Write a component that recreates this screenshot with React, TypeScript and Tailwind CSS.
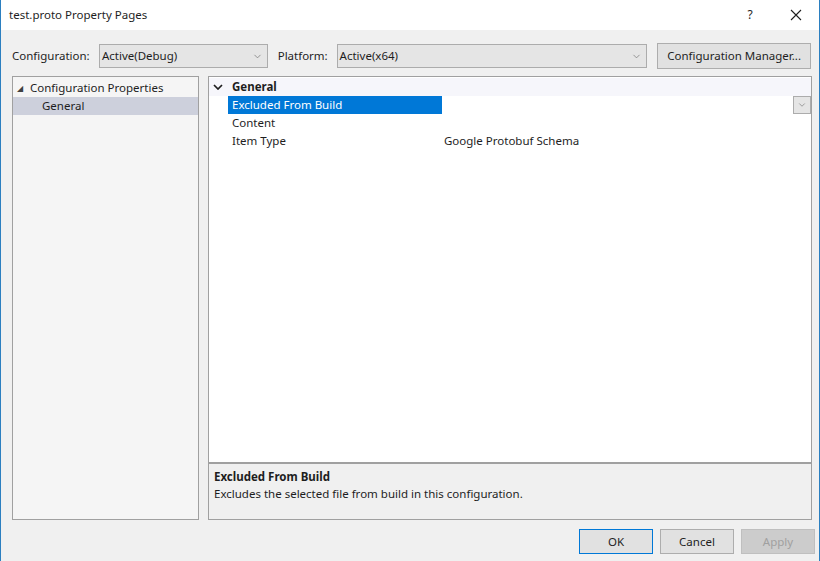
import { ChevronDown } from "lucide-react";

const font = "font-['Segoe_UI','Noto_Sans',sans-serif]";

function Combo({ value, width }: { value: string; width: string }) {
  return (
    <div className={`${width} h-[24px] flex items-center justify-between bg-[#e5e5e5] border border-[#acacac] pl-[2px] pr-[4px]`}>
      <span>{value}</span>
      <ChevronDown size={11} strokeWidth={1.5} className="text-[#707070]" />
    </div>
  );
}

function Button({ label, primary, disabled }: { label: string; primary?: boolean; disabled?: boolean }) {
  return (
    <button
      className={`w-[74px] h-[25px] flex items-center justify-center border ${
        primary ? "border-[#0078d7] bg-[#e1e1e1]" : disabled ? "border-[#bfbfbf] bg-[#cccccc] text-[#a0a0a0]" : "border-[#adadad] bg-[#e1e1e1]"
      }`}
    >
      {label}
    </button>
  );
}

function PropRow({ name, value, selected }: { name: string; value?: string; selected?: boolean }) {
  return (
    <div className="flex h-[18px] items-center">
      <div className="w-[19px] shrink-0" />
      <div className={`w-[214px] shrink-0 h-full flex items-center pl-[4px] ${selected ? "bg-[#0078d7] text-white" : ""}`}>
        {name}
      </div>
      <div className="flex-1 h-full flex items-center pl-[2px] justify-between">
        <span>{value}</span>
        {selected && (
          <div className="w-[18px] h-[18px] bg-[#e5e5e5] border border-[#acacac] flex items-center justify-center">
            <ChevronDown size={10} strokeWidth={1.5} className="text-[#707070]" />
          </div>
        )}
      </div>
    </div>
  );
}

export default function App() {
  return (
    <div className={`${font} text-[11px] text-[#1e1e1e] w-[820px] h-[561px] flex flex-col bg-[#f0f0f0] border-x border-[#2b7fc0] overflow-hidden`}>
      {/* title bar */}
      <div className="h-[30px] bg-white flex items-center pl-[8px] shrink-0 text-[12px]">
        <span className="flex-1 text-[11.5px]">test.proto Property Pages</span>
        <span className="w-[20px] text-center mr-[30px]">?</span>
        <svg width="12" height="12" viewBox="0 0 12 12" className="mr-[17px]">
          <path d="M1 1L11 11M11 1L1 11" stroke="#1e1e1e" strokeWidth="1.1" />
        </svg>
      </div>

      {/* configuration row */}
      <div className="flex items-center mt-[13px] pl-[11px] pr-[8px] h-[26px] text-[11.5px]">
        <span className="w-[87px]">Configuration:</span>
        <Combo value="Active(Debug)" width="w-[169px]" />
        <span className="ml-[10px] w-[59px]">Platform:</span>
        <Combo value="Active(x64)" width="w-[311px]" />
        <button className="ml-[10px] w-[154px] h-[26px] border border-[#adadad] bg-[#e1e1e1] flex items-center justify-center">
          Configuration Manager...
        </button>
      </div>

      {/* main area */}
      <div className="flex mt-[7px] pl-[11px] pr-[7px] h-[444px] gap-[9px] text-[11.5px]">
        <div className="w-[187px] border border-[#a0a0a0] bg-[#f5f5f5] pt-[2px]">
          <div className="h-[18px] flex items-center pl-[4px]">
            <span className="text-[8px] text-[#404040] w-[13px]">◢</span>
            <span>Configuration Properties</span>
          </div>
          <div className="h-[18px] flex items-center pl-[29px] bg-[#cdd0dc]">General</div>
        </div>

        <div className="flex-1 flex flex-col">
          <div className="h-[387px] border border-[#a0a0a0] bg-white pt-[1px]">
            <div className="h-[18px] flex items-center bg-[#f6f6fb]">
              <svg width="10" height="6" viewBox="0 0 10 6" className="ml-[4px] mr-[9px]">
                <path d="M1 1L5 5L9 1" stroke="#1e1e1e" strokeWidth="1.7" fill="none" />
              </svg>
              <span className="font-bold">General</span>
            </div>
            <PropRow name="Excluded From Build" selected />
            <PropRow name="Content" />
            <PropRow name="Item Type" value="Google Protobuf Schema" />
          </div>
          <div className="h-[57px] border border-[#a0a0a0] bg-[#f0f0f0] px-[5px] pt-[5px]">
            <div className="font-bold leading-[16px]">Excluded From Build</div>
            <div className="leading-[18px]">Excludes the selected file from build in this configuration.</div>
          </div>
        </div>
      </div>

      {/* buttons */}
      <div className="flex justify-end gap-[7px] mt-[9px] pr-[4px] text-[11.5px]">
        <Button label="OK" primary />
        <Button label="Cancel" />
        <Button label="Apply" disabled />
      </div>
    </div>
  );
}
************
[TASK TO COMPLETE] Reproduce the whole listing word for word, setting aside any pictures.

[TASK SOLUTION]
Write a component that recreates this screenshot with React, TypeScript and Tailwind CSS.
import { ChevronDown } from "lucide-react";

const font = "font-['Segoe_UI','Noto_Sans',sans-serif]";

function Combo({ value, width }: { value: string; width: string }) {
  return (
    <div className={`${width} h-[24px] flex items-center justify-between bg-[#e5e5e5] border border-[#acacac] pl-[2px] pr-[4px]`}>
      <span>{value}</span>
      <ChevronDown size={11} strokeWidth={1.5} className="text-[#707070]" />
    </div>
  );
}

function Button({ label, primary, disabled }: { label: string; primary?: boolean; disabled?: boolean }) {
  return (
    <button
      className={`w-[74px] h-[25px] flex items-center justify-center border ${
        primary ? "border-[#0078d7] bg-[#e1e1e1]" : disabled ? "border-[#bfbfbf] bg-[#cccccc] text-[#a0a0a0]" : "border-[#adadad] bg-[#e1e1e1]"
      }`}
    >
      {label}
    </button>
  );
}

function PropRow({ name, value, selected }: { name: string; value?: string; selected?: boolean }) {
  return (
    <div className="flex h-[18px] items-center">
      <div className="w-[19px] shrink-0" />
      <div className={`w-[214px] shrink-0 h-full flex items-center pl-[4px] ${selected ? "bg-[#0078d7] text-white" : ""}`}>
        {name}
      </div>
      <div className="flex-1 h-full flex items-center pl-[2px] justify-between">
        <span>{value}</span>
        {selected && (
          <div className="w-[18px] h-[18px] bg-[#e5e5e5] border border-[#acacac] flex items-center justify-center">
            <ChevronDown size={10} strokeWidth={1.5} className="text-[#707070]" />
          </div>
        )}
      </div>
    </div>
  );
}

export default function App() {
  return (
    <div className={`${font} text-[11px] text-[#1e1e1e] w-[820px] h-[561px] flex flex-col bg-[#f0f0f0] border-x border-[#2b7fc0] overflow-hidden`}>
      {/* title bar */}
      <div className="h-[30px] bg-white flex items-center pl-[8px] shrink-0 text-[12px]">
        <span className="flex-1 text-[11.5px]">test.proto Property Pages</span>
        <span className="w-[20px] text-center mr-[30px]">?</span>
        <svg width="12" height="12" viewBox="0 0 12 12" className="mr-[17px]">
          <path d="M1 1L11 11M11 1L1 11" stroke="#1e1e1e" strokeWidth="1.1" />
        </svg>
      </div>

      {/* configuration row */}
      <div className="flex items-center mt-[13px] pl-[11px] pr-[8px] h-[26px] text-[11.5px]">
        <span className="w-[87px]">Configuration:</span>
        <Combo value="Active(Debug)" width="w-[169px]" />
        <span className="ml-[10px] w-[59px]">Platform:</span>
        <Combo value="Active(x64)" width="w-[311px]" />
        <button className="ml-[10px] w-[154px] h-[26px] border border-[#adadad] bg-[#e1e1e1] flex items-center justify-center">
          Configuration Manager...
        </button>
      </div>

      {/* main area */}
      <div className="flex mt-[7px] pl-[11px] pr-[7px] h-[444px] gap-[9px] text-[11.5px]">
        <div className="w-[187px] border border-[#a0a0a0] bg-[#f5f5f5] pt-[2px]">
          <div className="h-[18px] flex items-center pl-[4px]">
            <span className="text-[8px] text-[#404040] w-[13px]">◢</span>
            <span>Configuration Properties</span>
          </div>
          <div className="h-[18px] flex items-center pl-[29px] bg-[#cdd0dc]">General</div>
        </div>

        <div className="flex-1 flex flex-col">
          <div className="h-[387px] border border-[#a0a0a0] bg-white pt-[1px]">
            <div className="h-[18px] flex items-center bg-[#f6f6fb]">
              <svg width="10" height="6" viewBox="0 0 10 6" className="ml-[4px] mr-[9px]">
                <path d="M1 1L5 5L9 1" stroke="#1e1e1e" strokeWidth="1.7" fill="none" />
              </svg>
              <span className="font-bold">General</span>
            </div>
            <PropRow name="Excluded From Build" selected />
            <PropRow name="Content" />
            <PropRow name="Item Type" value="Google Protobuf Schema" />
          </div>
          <div className="h-[57px] border border-[#a0a0a0] bg-[#f0f0f0] px-[5px] pt-[5px]">
            <div className="font-bold leading-[16px]">Excluded From Build</div>
            <div className="leading-[18px]">Excludes the selected file from build in this configuration.</div>
          </div>
        </div>
      </div>

      {/* buttons */}
      <div className="flex justify-end gap-[7px] mt-[9px] pr-[4px] text-[11.5px]">
        <Button label="OK" primary />
        <Button label="Cancel" />
        <Button label="Apply" disabled />
      </div>
    </div>
  );
}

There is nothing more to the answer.